As we complete half of the Lent, it is also time to review our progress. Ninety percent of the people think that lent means restricting our diet and avoid eating meats and animal products. If that is all you got accomplished this far, your lent is a big failure.

In fact, what is fasting? I came across a homily titled, 'God's Common Sense Fasting'. The gist of the message was:

"God has better common sense than man. Many times we look at things from the microscopic level and fail to understand the bigger picture or their rationale. Sometimes we comply with a technical attitude rather than with a discerning spirit behind the word of God. Take for instance fasting. The end or goal of fasting is not to make us suffer, nor to make us observe the rules faithfully and in the end, commit sin by quarrelling or boasting. The purpose of fasting is to convert, to repent and turn away from the worldliness of our being, and to enter into a spirit of love and communion with God. We miss the point if we don't understand the laws of God with the correct spirit of charity."

Lent can be thought of as a three legged stool. One leg is fasting. But then there is prayer and charity as the other legs of the stool. Reconciliation of the issues with your neighbor, meditation and confession of your sins, etc. are integral parts of the lent. If you forget about diet control and do the others, your lent is 90% successful. Controlling food gives us the discipline in controlling our behavior and get us ready to do the higher things. Most of us ignore the higher things and only worry about controlling the diet.

There is some confusion as to what is charity. It is more than helping the poor. Let us take a look at The Corporal and Spiritual Works of Mercy. The Spiritual and Corporal Works of Mercy illustrate the ways to show charity toward others.

The Corporal Works of Mercy

Feed the hungry
Give drink to the thirsty
Clothe the naked
Shelter the homeless
Visit the sick
Visit the imprisoned
Bury the dead

The Spiritual Works of Mercy

Admonish the sinner
Instruct the ignorant
Counsel the doubtful
Comfort the sorrowful
Bear wrongs patiently
Forgive all injuries
Pray for the living and the dead

Charity is a big, expansive field. One bishop told me that the least we should do is to donate the money we save during the fasting to help the poor. That definitely is a good idea.

Please read the Malankara World Supplement on Great Lent to learn more ideas.

Let me conclude by quoting LL Pope John Paul II who described the Lent in a Homily titled "In the secret of the heart":

"Lent is the time to come back to our self. It is a time of particular intimacy with God, in the secret of the heart and of the conscience. It is in this private intimacy with God that the essential work of Lent is accomplished: the work of conversion.

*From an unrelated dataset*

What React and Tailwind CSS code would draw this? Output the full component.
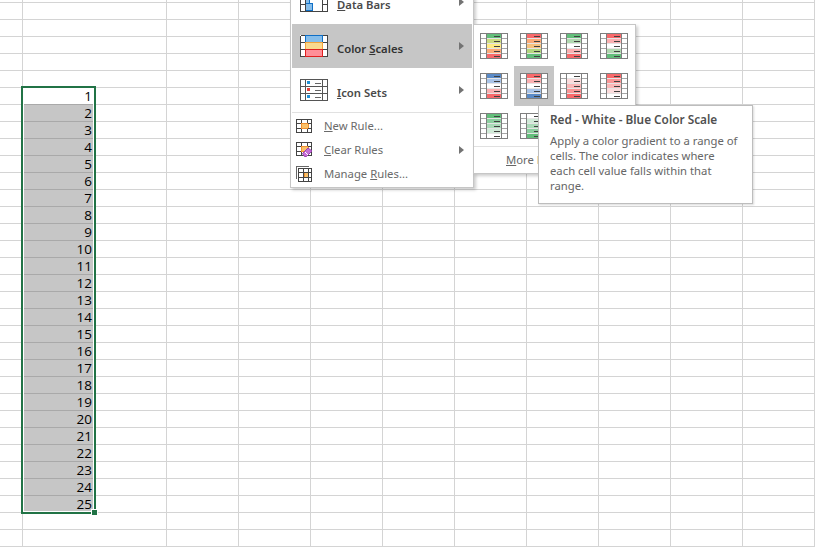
const UI = { fontFamily: '"Noto Sans", sans-serif' };

const G = '#63be7b', LG = '#cbdc81', Y = '#ffeb84', O = '#fbaa77', R = '#f8696b';
const W = '#ffffff', B = '#5a8ac6', LB = '#a9c4e8';

const SCALES = [
  [G, LG, Y, O, R],
  [R, O, '#f6c27f', '#b5d77f', G],
  [G, '#b1d8b0', W, '#fbb0b1', R],
  [R, '#fbb0b1', W, '#b1d8b0', G],
  [B, LB, W, '#fbb0b1', R],
  [R, '#fbb0b1', W, LB, B],
  [W, '#fcdcdc', '#fbb8b8', '#fa9696', R],
  [R, '#fa9696', '#fbb8b8', '#fcdcdc', W],
  [G, '#8ccf9f', '#abdab8', '#d0ead7', W],
  [W, '#d0ead7', '#abdab8', '#8ccf9f', G],
  [G, '#a0cd80', LG, '#eee284', Y],
  [Y, '#eee284', LG, '#a0cd80', G],
];

function ScaleIcon({ colors }) {
  return (
    <svg width="28" height="26" viewBox="0 0 28 26" shapeRendering="crispEdges">
      <rect x="0" y="0" width="28" height="26" fill="#ffffff" />
      {colors.map((c, i) => (
        <rect key={i} x="7" y={i * 5 + 1} width="15" height="4" fill={c} />
      ))}
      <rect x="0.5" y="0.5" width="27" height="25" fill="none" stroke="#7f7f7f" />
      {[5.5, 10.5, 15.5, 20.5].map((y) => (
        <path key={y} d={`M1 ${y}H6M22 ${y}H27`} stroke="#a6a6a6" />
      ))}
      {[5.5, 10.5, 15.5, 20.5].map((y) => (
        <path key={'c' + y} d={`M7 ${y}H22`} stroke="#e4e4e4" />
      ))}
      <path d="M6.5 1V25M21.5 1V25" stroke="#7f7f7f" />
      {[3, 8, 13, 18, 23].map((y) => (
        <path key={y} d={`M14 ${y + 0.5}H20`} stroke="#404040" />
      ))}
    </svg>
  );
}

function DataBarsIcon() {
  return (
    <svg width="28" height="25" viewBox="0 0 28 25" shapeRendering="crispEdges">
      <rect x="5.5" y="0" width="4" height="11" fill="#86bdea" stroke="#0f6fc6" />
      <rect x="5.5" y="4.5" width="7" height="7" fill="#86bdea" stroke="#0f6fc6" />
      <path d="M0.5 0V12.5H27.5V0M5.5 0V12M22.5 0V12M1 5.5H5M23 5.5H27" fill="none" stroke="#444" />
    </svg>
  );
}

function ColorScalesIcon() {
  return (
    <svg width="28" height="22" viewBox="0 0 28 22" shapeRendering="crispEdges">
      <rect x="0" y="0" width="28" height="22" fill="#ffffff" />
      <rect x="5.5" y="0.5" width="17" height="7" fill="#86bdea" stroke="#0f6fc6" />
      <rect x="5.5" y="7.5" width="17" height="7" fill="#fad98e" stroke="#f2a33a" />
      <rect x="5.5" y="14.5" width="17" height="7" fill="#ff8f98" stroke="#e02020" />
      <path d="M1 7.5H5M23 7.5H27M1 14.5H5M23 14.5H27" fill="none" stroke="#444" />
      <path d="M0.5 0.5H5M23 0.5H27.5V21.5H23M5 21.5H0.5V0.5" fill="none" stroke="#444" />
    </svg>
  );
}

function IconSetsIcon() {
  return (
    <svg width="28" height="22" viewBox="0 0 28 22" shapeRendering="crispEdges">
      <path d="M0.5 0.5H27.5V21.5H0.5ZM5.5 1V21M22.5 1V21M1 7.5H27M1 14.5H27" fill="none" stroke="#555" />
      <rect x="7" y="2" width="3" height="3" fill="#1e8fd5" />
      <rect x="7" y="9" width="3" height="3" fill="#e8403a" />
      <rect x="7" y="16" width="3" height="3" fill="#1e8fd5" />
      <path d="M15 4.5H21M15 11.5H21M15 18.5H21" stroke="#666" />
    </svg>
  );
}

function SmallGrid() {
  return (
    <>
      <rect x="5.5" y="4.5" width="7" height="5" fill="#fbc169" stroke="#ef8f2f" />
      <path d="M0.5 0.5H15.5V13.5H0.5ZM5.5 1V4M11.5 1V4M5.5 10V13M11.5 10V13M1 4.5H5M12 4.5H15M1 9.5H5M12 9.5H15" fill="none" stroke="#444" />
    </>
  );
}

function NewRuleIcon() {
  return (
    <svg width="16" height="14" viewBox="0 0 16 14" shapeRendering="crispEdges">
      <SmallGrid />
    </svg>
  );
}

function ClearRulesIcon() {
  return (
    <svg width="17" height="16" viewBox="0 0 17 16">
      <g shapeRendering="crispEdges">
        <SmallGrid />
      </g>
      <path d="M6.5 11.5L12 6L16 9L10.5 14.5H8.5Z" fill="#c66fd6" stroke="#9a3fb0" strokeWidth="1" />
      <path d="M9 10L12 13" stroke="#fff" strokeWidth="1" />
    </svg>
  );
}

function ManageRulesIcon() {
  return (
    <svg width="16" height="16" viewBox="0 0 16 16" shapeRendering="crispEdges">
      <path d="M0.5 13V0.5H13" fill="none" stroke="#666" />
      <rect x="8.5" y="6.5" width="4" height="5" fill="#fbc169" stroke="#ef8f2f" />
      <path d="M2.5 2.5H15.5V15.5H2.5ZM7.5 3V15M12.5 3V15M3 6.5H15M3 11.5H15" fill="none" stroke="#444" />
    </svg>
  );
}

function Arrow() {
  return (
    <svg className="ml-auto mr-[8px]" width="5" height="8" viewBox="0 0 5 8">
      <path d="M0 0L5 4L0 8Z" fill="#737373" />
    </svg>
  );
}

function BigRow({ icon, children, active, top }) {
  return (
    <div className={`flex h-[44px] items-center ${active ? 'bg-[#c6c6c6]' : ''}`}>
      <div className={`ml-[8px] flex w-[37px] shrink-0 ${top ? 'self-end' : ''}`}>{icon}</div>
      <span className={`pt-[6px] text-[11.3px] font-semibold ${active ? 'text-[#333333]' : 'text-[#4a4a4a]'}`}>{children}</span>
      <Arrow />
    </div>
  );
}

function SmallRow({ icon, children, arrow }) {
  return (
    <div className="flex h-[24px] items-center">
      <div className="ml-[4px] flex w-[28px] shrink-0">{icon}</div>
      <span className="pt-px text-[11.3px] text-[#6a6a6a]">{children}</span>
      {arrow && <Arrow />}
    </div>
  );
}

function Row({ r }) {
  const n = r >= 6 && r <= 30 ? r - 5 : null;
  return (
    <div className={`flex shrink-0 ${r === 0 ? 'h-[3px]' : 'h-[17px]'}`}>
      <div className="h-full w-[23px] shrink-0 border-b border-r border-[#d4d4d4]" />
      <div
        className={`flex h-full w-[72px] shrink-0 items-center justify-end border-b pr-[3px] ${
          n > 1 ? 'border-[#a9a9a9] bg-[#c6c6c6]' : n === 1 ? 'border-[#a9a9a9]' : 'border-[#d4d4d4]'
        }`}
      >
        {n ? <span className="text-[13.5px] leading-[16px] text-black">{n}</span> : null}
      </div>
      {Array.from({ length: 10 }).map((_, i) => (
        <div key={i} className="h-full w-[72px] shrink-0 border-b border-r border-[#d4d4d4]" />
      ))}
    </div>
  );
}

export default function App() {
  return (
    <div className="relative h-[547px] w-[817px] overflow-hidden bg-white" style={UI}>
      <div className="flex flex-col" style={{ fontFamily: '"Open Sans", sans-serif' }}>
        {Array.from({ length: 33 }).map((_, r) => (
          <Row key={r} r={r} />
        ))}
      </div>

      {/* selection */}
      <div className="absolute left-[21px] top-[86px] h-[428px] w-[75px] border-2 border-[#217346] shadow-[inset_0_0_0_1px_#ffffff]" />
      <div className="absolute left-[92px] top-[510px] h-[5px] w-[5px] bg-[#217346] outline outline-1 outline-white" />

      {/* main menu */}
      <div className="absolute left-[290px] top-[-21px] h-[209px] w-[184px] border border-[#c6c6c6] bg-white px-px shadow-[2px_2px_3px_rgba(0,0,0,0.2)]">
        <BigRow icon={<DataBarsIcon />} top>
          <u>D</u>ata Bars
        </BigRow>
        <BigRow icon={<ColorScalesIcon />} active>
          Color <u>S</u>cales
        </BigRow>
        <BigRow icon={<IconSetsIcon />}>
          <u>I</u>con Sets
        </BigRow>
        <div className="mb-px h-px bg-[#e1e1e1]" />
        <SmallRow icon={<NewRuleIcon />}>
          <u>N</u>ew Rule...
        </SmallRow>
        <SmallRow icon={<ClearRulesIcon />} arrow>
          <u>C</u>lear Rules
        </SmallRow>
        <SmallRow icon={<ManageRulesIcon />}>
          Manage <u>R</u>ules...
        </SmallRow>
      </div>

      {/* color scales submenu */}
      <div className="absolute left-[473px] top-[24px] h-[150px] w-[163px] border border-[#c6c6c6] bg-white pt-px shadow-[2px_2px_3px_rgba(0,0,0,0.2)]">
        <div className="grid grid-cols-[repeat(4,40px)] grid-rows-[repeat(3,40px)]">
          {SCALES.map((colors, i) => (
            <div key={i} className={`flex items-center justify-center ${i === 5 ? 'bg-[#c6c6c6]' : ''}`}>
              <ScaleIcon colors={colors} />
            </div>
          ))}
        </div>
        <div className="h-px bg-[#e1e1e1]" />
        <div className="pl-[32px] pt-[5px] text-[11.3px] leading-[16px] text-[#666666]">
          <u>M</u>ore Rules...
        </div>
      </div>

      {/* tooltip */}
      <div className="absolute left-[538px] top-[105px] h-[99px] w-[215px] border border-[#bdbdbd] bg-white pl-[11px] pt-[6px] shadow-[1px_1px_2px_rgba(0,0,0,0.15)]">
        <div className="text-[11.8px] font-semibold leading-[15px] text-[#505050]">Red - White - Blue Color Scale</div>
        <div className="mt-[6px] whitespace-nowrap text-[11.3px] leading-[15px] text-[#666666]">
          <div>Apply a color gradient to a range of</div>
          <div>cells. The color indicates where</div>
          <div>each cell value falls within that</div>
          <div>range.</div>
        </div>
      </div>
    </div>
  );
}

And in this inner secret, in this intimacy with God in the full truth of the heart and of the conscience, words like those of the psalms of today's liturgy resound as one of the most profound confessions that man has ever done to God: "Have mercy on me, God, in your goodness; in your abundant compassion blot out my offense. Wash away all my guilt; from my sin cleanse me. For I know my offense; my sin is always before me. Against you alone have I sinned; I have done such evil in your sight that you are just in your sentence, blameless when you condemn" (Ps 50,1-6).

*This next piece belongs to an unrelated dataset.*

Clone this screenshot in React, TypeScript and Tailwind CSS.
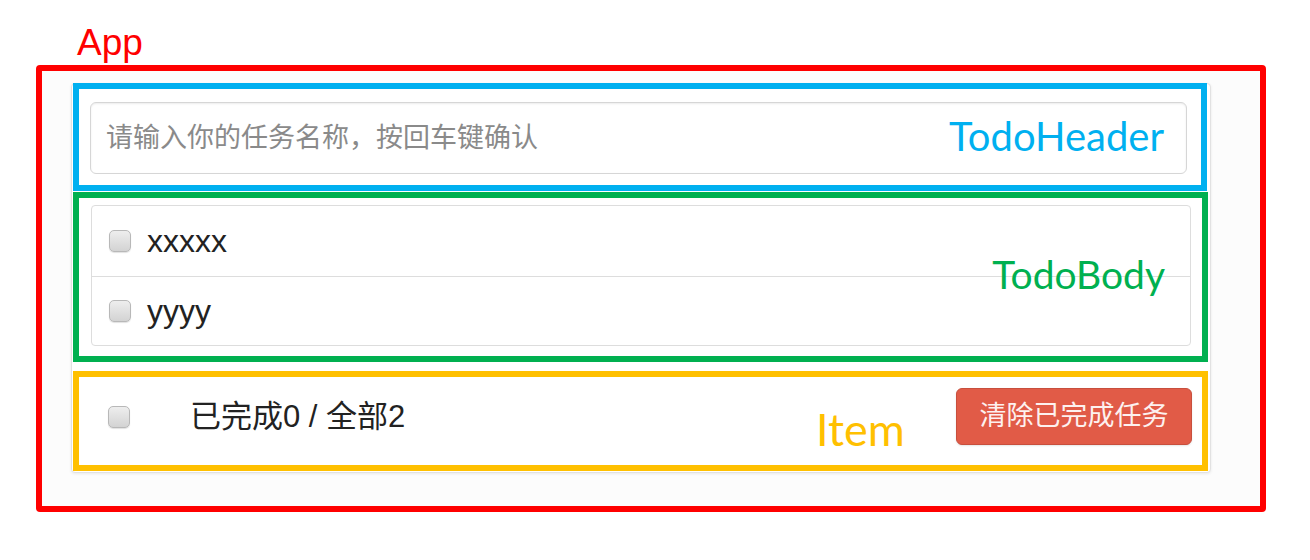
import React from "react";

const cjk = "font-['Liberation_Sans','Noto_Sans_CJK_SC',sans-serif]";

function Checkbox() {
  return (
    <input
      type="checkbox"
      className="appearance-none w-[22px] h-[22px] shrink-0 rounded-[5px] border border-[#b8b8b8] bg-linear-to-b from-[#eeeeee] to-[#d3d3d3] shadow-[0_1px_1px_rgba(0,0,0,0.12)]"
    />
  );
}

function TodoHeader() {
  return (
    <div className="relative -mt-px ml-px w-[1134px] h-[108px] border-[6px] border-[#00b0f0] pt-[13px] pl-[11px]">
      <input
        type="text"
        placeholder="请输入你的任务名称，按回车键确认"
        className={`w-[1097px] h-[72px] pl-[15px] rounded-[6px] border border-[#d6d6d6] bg-white text-[27px] text-[#555] placeholder:text-[#8a8a8a] shadow-[inset_0_1px_2px_rgba(0,0,0,0.08)] outline-none ${cjk}`}
      />
      <span className="absolute top-[27px] right-[37px] text-[40px] leading-none text-[#00b0f0] font-[Lato,sans-serif]">
        TodoHeader
      </span>
    </div>
  );
}

function TodoBody() {
  const todos = ["xxxxx", "yyyy"];
  return (
    <div className="relative mt-px ml-px w-[1135px] h-[170px] border-[6px] border-[#00b050] pt-[7px] pl-[12px]">
      <ul className="w-[1100px] h-[141px] border border-[#dddddd] rounded-[4px] bg-white">
        {todos.map((t, i) => (
          <li
            key={t}
            className={`flex items-center pl-[17px] ${i === 0 ? "h-[71px] border-b border-[#dddddd]" : "h-[68px]"}`}
          >
            <Checkbox />
            <span className={`ml-[16px] text-[32px] leading-none text-[#222] ${cjk}`}>{t}</span>
          </li>
        ))}
      </ul>
      <span className="absolute top-[57px] right-[37px] text-[39px] leading-none text-[#00b050] font-[Lato,sans-serif]">
        TodoBody
      </span>
    </div>
  );
}

function Item() {
  return (
    <div className="relative mt-[9px] ml-px w-[1135px] h-[100px] border-[6px] border-[#ffc000] flex items-center pl-[29px] pr-[10px] pb-[9px]">
      <Checkbox />
      <span className={`ml-[60px] text-[31px] leading-none text-[#222] ${cjk}`}>已完成0 / 全部2</span>
      <button
        className={`ml-auto w-[236px] h-[57px] rounded-[6px] border border-[#c84f3d] bg-[#e15b47] text-[27px] leading-none text-[#fdf1ef] shadow-[0_1px_2px_rgba(0,0,0,0.1)] ${cjk}`}
      >
        清除已完成任务
      </button>
      <span className="absolute top-[30px] left-[737px] text-[45px] leading-none text-[#ffc000] font-[Lato,sans-serif]">
        Item
      </span>
    </div>
  );
}

export default function App() {
  return (
    <div className="min-h-screen bg-white pt-[24px] pl-[36px]">
      <div className="pl-[41px] text-[37px] leading-none text-[#ff0000] font-['Liberation_Sans',sans-serif]">App</div>
      <div className="mt-[4px] w-[1230px] h-[447px] border-[6px] border-[#ff0000] rounded-[4px] bg-[#fcfcfc] pt-[12px] pl-[29px]">
        <div className="w-[1140px] h-[390px] border border-[#e2e2e2] rounded-[4px] bg-white shadow-[0_1px_3px_rgba(0,0,0,0.08)]">
          <TodoHeader />
          <TodoBody />
          <Item />
        </div>
      </div>
    </div>
  );
}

These are words that purify, words that transform. They transform man from the inside. Let us recite them often during Lent. And above all, let us strive to renovate the spirit that leads them, the inspiration that has rightly so given these words a force of conversion. For Lent is essentially an invitation to conversion. The works of alms of which the Gospel speaks about today open the way to this conversion. Let us practice them as much as we can. But first of all, let us try to meet God interiorly in our whole life, in all it is made of, so as to reach this conversion in deepness, of which the penitential psalm of today's liturgy is filled."
- Pope John Paul II, Homily for Ash Wednesday, 1983

Congratulations on completing half of the journey. If you were not observing the lent so far, it is not too late to start now.